Il est toutefois risqué d’avancer qu’un lien ou un snippet sur Internet devrait correspondre à une copie. Et pourquoi ? Voici cinq réflexions basiques :

  1. La création d’un hyperlien ne constitue tout simplement pas un acte de copie. Il s’agit plutôt d’une référence à un contenu original qui relève donc du droit de citation de la LDA.
  2. Il suffit de quelques clics pour empêcher les techs d’afficher les snippets, sous le feu des critiques.
  3. Il est intéressant de constater que les entreprises de médias ne renoncent pas seulement à l’option «opting out» mentionnée au point 2, mais font également de gros efforts pour développer les snippets. Des équipes entières sont employées pour optimiser les snippets afin que leurs articles obtiennent le meilleur référencement possible sur Internet. Souvent, elles publient elles-mêmes les renvois sur les plateformes critiquées.
  4. Les entreprises de médias entreprennent tous les efforts mentionnés au point 3, car un lien ou un snippet n’est justement pas une copie qui diminue la valeur, mais un indice de valeur ajoutée. Des travaux scientifiques soulignent également ce caractère complémentaire. Si un utilisateur clique sur le lien, il existe plusieurs possibilités de monétiser les contenus médiatiques, par exemple grâce à la publicité ou à un paywall.
  5. Les partisans du droit voisin argumentent que les entreprises de médias sont contraintes de suivre la procédure décrite au point 3, car les plateformes concernées sont puissantes sur le marché et profitent de leur position. Toutefois, c’est précisément pour lutter contre ce problème que toutes les institutions étatiques nécessaires existent déjà : le droit de la concurrence et la Commission de la concurrence (Comco). Néanmoins, les médias suisses ne semblent pas avoir fait usage de leur droit d’intenter action jusqu’à présent.

Un autogoal pour la politique des médias

Un droit voisin ne comble donc aucune lacune juridique et ne s’attaque pas non plus à un problème général. Il sert plutôt les intérêts particuliers des entreprises de médias locales. Il s’agit tout simplement de promouvoir des médias en douce. Pour obtenir un peu d’argent pour les médias nationaux, il semble que l’on soit désormais prêt à enfreindre la logique juridique de lois qui ont fait leurs preuves.

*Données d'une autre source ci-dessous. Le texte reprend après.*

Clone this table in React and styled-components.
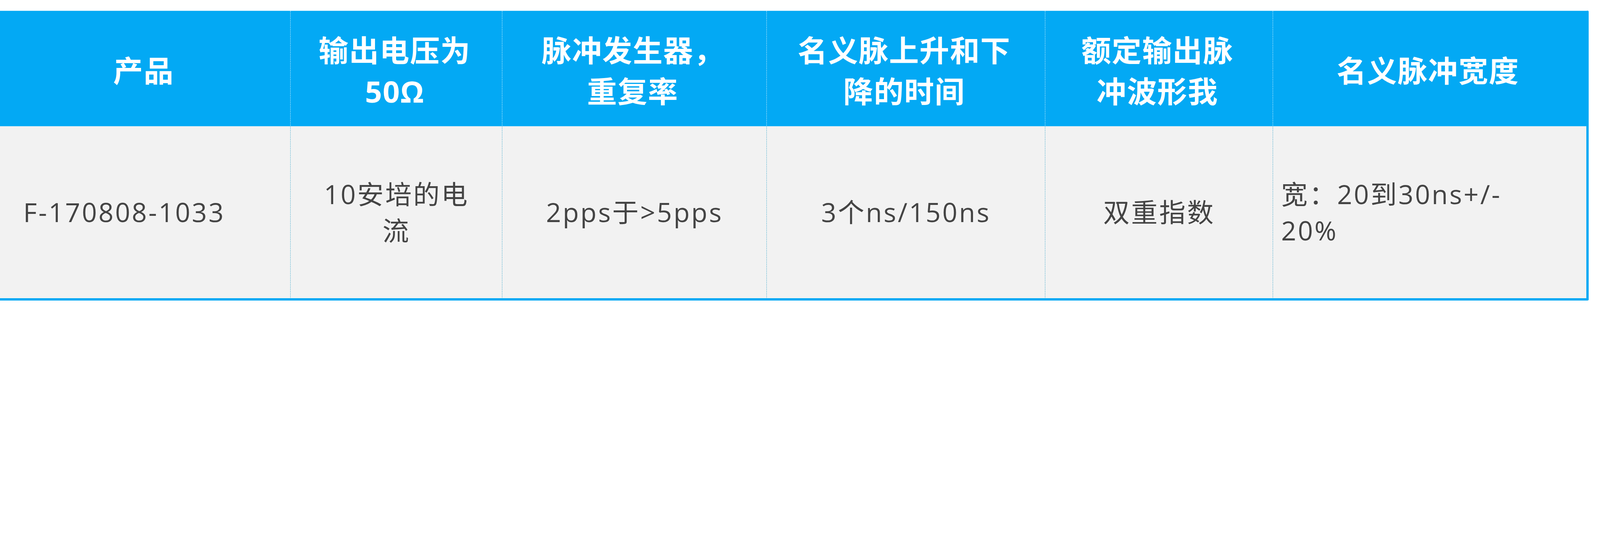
import React from 'react';
import styled, { createGlobalStyle } from 'styled-components';

/*
 * 设计稿宽 7152。所有尺寸按视口宽度等比换算，
 * 视口不是 7152 时整张表格仍完整、按比例显示。
 */
const DESIGN_WIDTH = 7152;
const dp = (n) => `calc(${n} * 100vw / ${DESIGN_WIDTH})`;

const TABLE_WIDTH = 7091;

/* 列定义：宽度与单元格内边距按截图量得 */
const COLUMNS = [
  { id: 'product', title: '产品', width: 1300, value: 'F-170808-1033', align: 'left', padLeft: 104, padRight: 120 },
  { id: 'current', title: '输出电压为50Ω', width: 945, value: '10安培的电流', align: 'center', padLeft: 120, padRight: 120 },
  { id: 'rate', title: '脉冲发生器，重复率', width: 1183, value: '2pps于>5pps', align: 'center', padLeft: 120, padRight: 120 },
  { id: 'rise', title: '名义脉上升和下降的时间', width: 1244, value: '3个ns/150ns', align: 'center', padLeft: 120, padRight: 120 },
  { id: 'wave', title: '额定输出脉冲波形我', width: 1019, value: '双重指数', align: 'center', padLeft: 120, padRight: 120 },
  {
    id: 'width',
    title: '名义脉冲宽度',
    width: 1400,
    value: (
      <>
        宽：20到30ns+/-<wbr />20%
      </>
    ),
    align: 'left',
    padLeft: 36,
    padRight: 300,
  },
];

export default function App() {
  return (
    <>
      <GlobalStyle />
      <Page>
        <Frame>
          <SpecTable>
            <colgroup>
              {COLUMNS.map((col) => (
                <col key={col.id} style={{ width: `${(col.width / TABLE_WIDTH) * 100}%` }} />
              ))}
            </colgroup>
            <thead>
              <tr>
                {COLUMNS.map((col, i) => (
                  <HeadCell key={col.id} $divider={i < COLUMNS.length - 1}>
                    {col.title}
                  </HeadCell>
                ))}
              </tr>
            </thead>
            <tbody>
              <tr>
                {COLUMNS.map((col, i) => (
                  <BodyCell
                    key={col.id}
                    $divider={i < COLUMNS.length - 1}
                    $align={col.align}
                    $padLeft={col.padLeft}
                    $padRight={col.padRight}
                  >
                    {col.value}
                  </BodyCell>
                ))}
              </tr>
            </tbody>
          </SpecTable>
        </Frame>
      </Page>
    </>
  );
}

/* ── styled-components ── */

const BLUE = '#03a9f4';

const GlobalStyle = createGlobalStyle`
  html, body {
    margin: 0;
    padding: 0;
    background: #ffffff;
  }
  body {
    font-family: "Open Sans", "Noto Sans CJK SC", sans-serif;
  }
`;

const Page = styled.div`
  padding-top: ${dp(47)};
`;

const Frame = styled.div`
  width: ${dp(TABLE_WIDTH)};
  border-top: 1px solid #b6e6fc;
  border-right: ${dp(12)} solid ${BLUE};
  border-bottom: ${dp(12)} solid ${BLUE};
  border-radius: 0 ${dp(6)} ${dp(6)} 0;
  overflow: hidden;
`;

const SpecTable = styled.table`
  width: 100%;
  table-layout: fixed;
  border-collapse: separate;
  border-spacing: 0;
`;

const HeadCell = styled.th`
  height: ${dp(495)};
  padding: ${dp(20)} ${dp(136)} 0 ${dp(120)};
  background-color: ${BLUE};
  background-image: ${({ $divider }) =>
    $divider ? 'linear-gradient(to bottom, rgba(255,255,255,0.85) 0 50%, transparent 50%)' : 'none'};
  background-size: ${dp(2)} ${dp(8)};
  background-position: right top;
  background-repeat: repeat-y;
  border-bottom: 1px solid #9bdaf8;
  color: #ffffff;
  font-family: "Open Sans", "Noto Sans CJK SC", sans-serif;
  font-size: ${dp(133)};
  font-weight: 700;
  line-height: ${dp(184)};
  letter-spacing: ${dp(3)};
  text-align: center;
  vertical-align: middle;
`;

const BodyCell = styled.td`
  height: ${dp(768)};
  padding: 0 ${({ $padRight }) => dp($padRight)} 0 ${({ $padLeft }) => dp($padLeft)};
  background-color: #f2f2f2;
  background-image: ${({ $divider }) =>
    $divider ? 'linear-gradient(to bottom, #3fa9cc 0 50%, transparent 50%)' : 'none'};
  background-size: ${dp(2)} ${dp(8)};
  background-position: right top;
  background-repeat: repeat-y;
  color: #444444;
  font-family: "Open Sans", "Noto Sans CJK SC", sans-serif;
  font-size: ${dp(118)};
  font-weight: 400;
  line-height: ${dp(162)};
  letter-spacing: ${dp(7)};
  text-align: ${({ $align }) => $align};
  vertical-align: middle;
`;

C’est justement ce qui inquiète du point de vue de la politique des médias. Le droit de citation et le droit de diffusion explicite de la LDA sont tous deux centraux pour le fonctionnement du système des médias. Le droit voisin est donc un instrument visant à promouvoir des médias qui s’avère tout à fait inapproprié. Une fois de plus, le débat à ce sujet souligne le manque d’orientation qui règne actuellement dans la politique suisse des médias.

Une version courte de cet article a été publiée dans la «Neue Zürcher Zeitung» le 17.10.2022 : «Medienförderung durch die Hintertür».